#WhyIPMC guest blog by Jonathan Langfield, 10-year PMC rider
Why I PMC? A great question and I hope my story may encourage a reluctant warrior to participate in the future. My story, like many others, is a deeply personal one that began July 19, 1970, the day my older brother David passed away at age 15 from osteosarcoma. I was only six years old at the time and he had been sick for a few years. Quite honestly, I do not have many vivid memories of him, except perhaps for a Christmas home visit or what seemed to be the numerous trips to Boston with my parents to see him, but there seemed to be a special kinship with him as I was often said to be “like Dave” (picky eater, very shy, etc.).
In my childhood, I dreamt of becoming a doctor and finding a cure for cancer. Like many dreams, reality intervened and the best use of my skill set was going into business. I graduated with a degree in accounting, became a CPA and am now a successful partner in a large national CPA firm. I never stopped thinking about how I could help in the fight against cancer. In 1985 my mom was diagnosed with lung cancer and she passed away in July of 1986. So it was with them in mind that I made yearly contributions to the Jimmy Fund and was always willing to help out with that cause. In the mid-90’s I became vaguely aware of an event called the PMC and I was intrigued. It sounded like a great event and I liked riding a bike when I was a kid, so maybe I could participate. However, like my career path, this interest was interrupted by life (marriage, children, and children’s sports).
In 2000 I was bold enough to get a registration ID (at the time it was necessary to have an ID before you actually signed up) but never followed through on actually registering to ride. For one summer, in 2001, I rediscovered a passion for the bike, lost some weight and decided I would sign up. But, I chickened out. It would be too hard and raising $2,900 would be too difficult. And every year when the PMC came along, I would feel guilty about letting another year go by without doing very much for the cause (just donating yearly to the Jimmy Fund). Sometimes I would get caught in the Saturday traffic near Dighton-Rehoboth (the PMC comes within 4 miles of my house) and feel even more guilty about not participating. Then, in May 2009, the wife of one of my partners passed away from cancer. I went sailing with him in August that year, just after the PMC, and in an alcohol-induced euphoria (my sober sister in law was doing much of the sailing), we both pledged to ride the 2010 PMC. I did not mention that pledge to anyone, and as January 2010 approached, I thought our commitment had disappeared like a summer tan. I had not ridden a bike since 2002 and I did not really want to start. But my partner had mentioned our pact to a few other people in the office and they cajoled me into signing up (thank you JoLynn and Marty). Friends thought I was crazy. I had put back on the weight (and then some) and was more suited for the golf course than an unforgiving bike seat.

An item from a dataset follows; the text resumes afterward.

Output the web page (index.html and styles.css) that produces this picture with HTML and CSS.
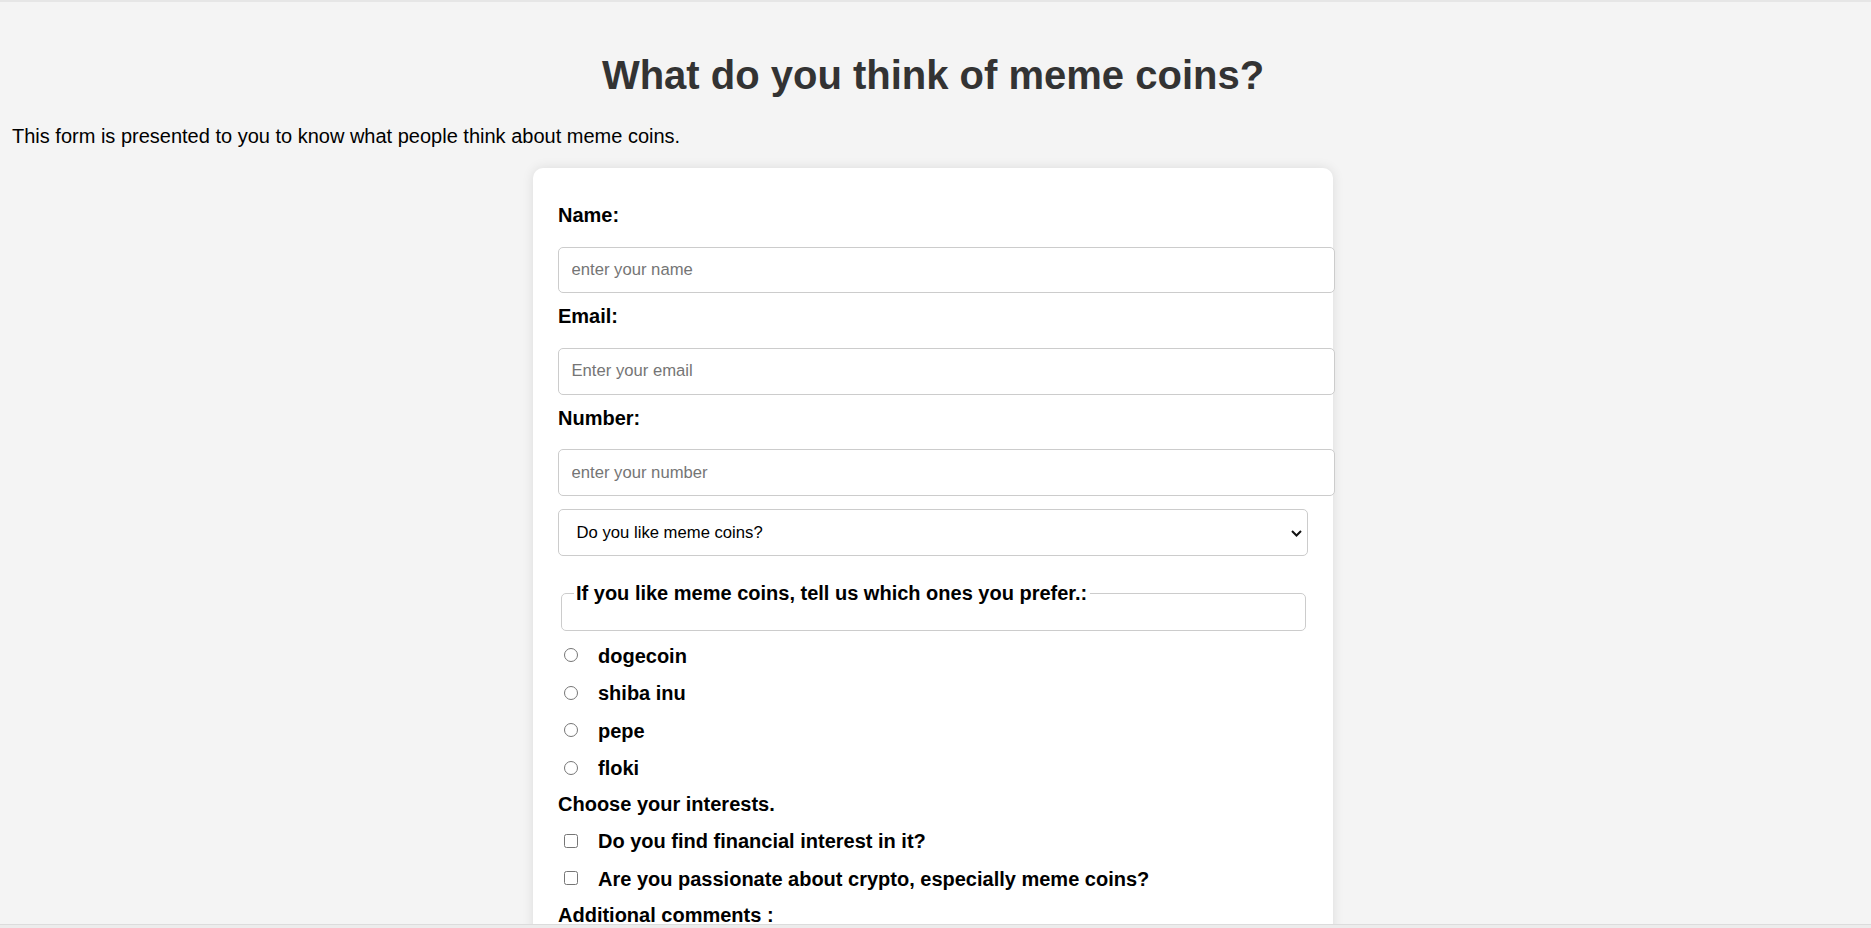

But I said ok and made the commitment for the fundraising (I was at a time in my professional life if I had to fund the then $4,200 commitment I could do it). And a funny thing happened. The first person I asked to contribute gave $200 (I had figured maybe $25 or $50 if I was lucky). What happened over the course of the next seven months amazed me.
I raised $6800 and was a Heavy Hitter that first year (and I have been a top 10% since the inception of that recognition) from many generous friends, colleagues, and clients. It did not take me long to realize everyone has been impacted by cancer and is eager to help out the Jimmy Fund and that sets this event apart. As I trained the first year I started to feel connected to my brother and any pain I incurred was only a fraction of what he and my mom went through. 2010 was an absolutely great year for me to begin participating in the PMC. The crowds were, as always, incredibly enthusiastic and the weather was perfect (low 70’s, no humidity). The ride for this newbie was difficult (I bike from Wellesley), but as I crested the last hill in Truro and could see the Pilgrim Monument in the distance, I thought about Dave and Mom, and the struggles they went through, and shed a tear and thanked them for getting me that far.
So now you know what brought me to the PMC. So why do I continue? I think it can be summed up in Lakeville. When you ride into the water stop there you see the posters of the pedal partners. I ride for them and thousands like them. The last ten years have brought about incredible improvements to care and the next ten years promises even more! So what I thought was going to be a one-year commitment to scratch the itch of the PMC, I am now all in. My partner, alas, fell out after the first year, but I caught the fever and look forward to my 10th ride. My nephew rides from Sturbridge and my niece (an oncology nurse at Dana-Farber) and grandniece volunteer at Dighton-Rehoboth. PMC weekend has become a fixture in my life and it will remain so for a long time. Except for my marriage and children I have to say the PMC experience is one of the most fulfilling of my life. My life has been touched by cancer and I will always remember my brother Dave, my mom, relatives, and my classmates from the Somerset High School class of 1982 who have passed from cancer, family friends, and acquaintances. It is really heartbreaking how this disease touches everyone. That is why I still PMC. We are 10,000 (6,000 riders, 4,000 volunteers) ordinary people doing something extraordinary! Thank you.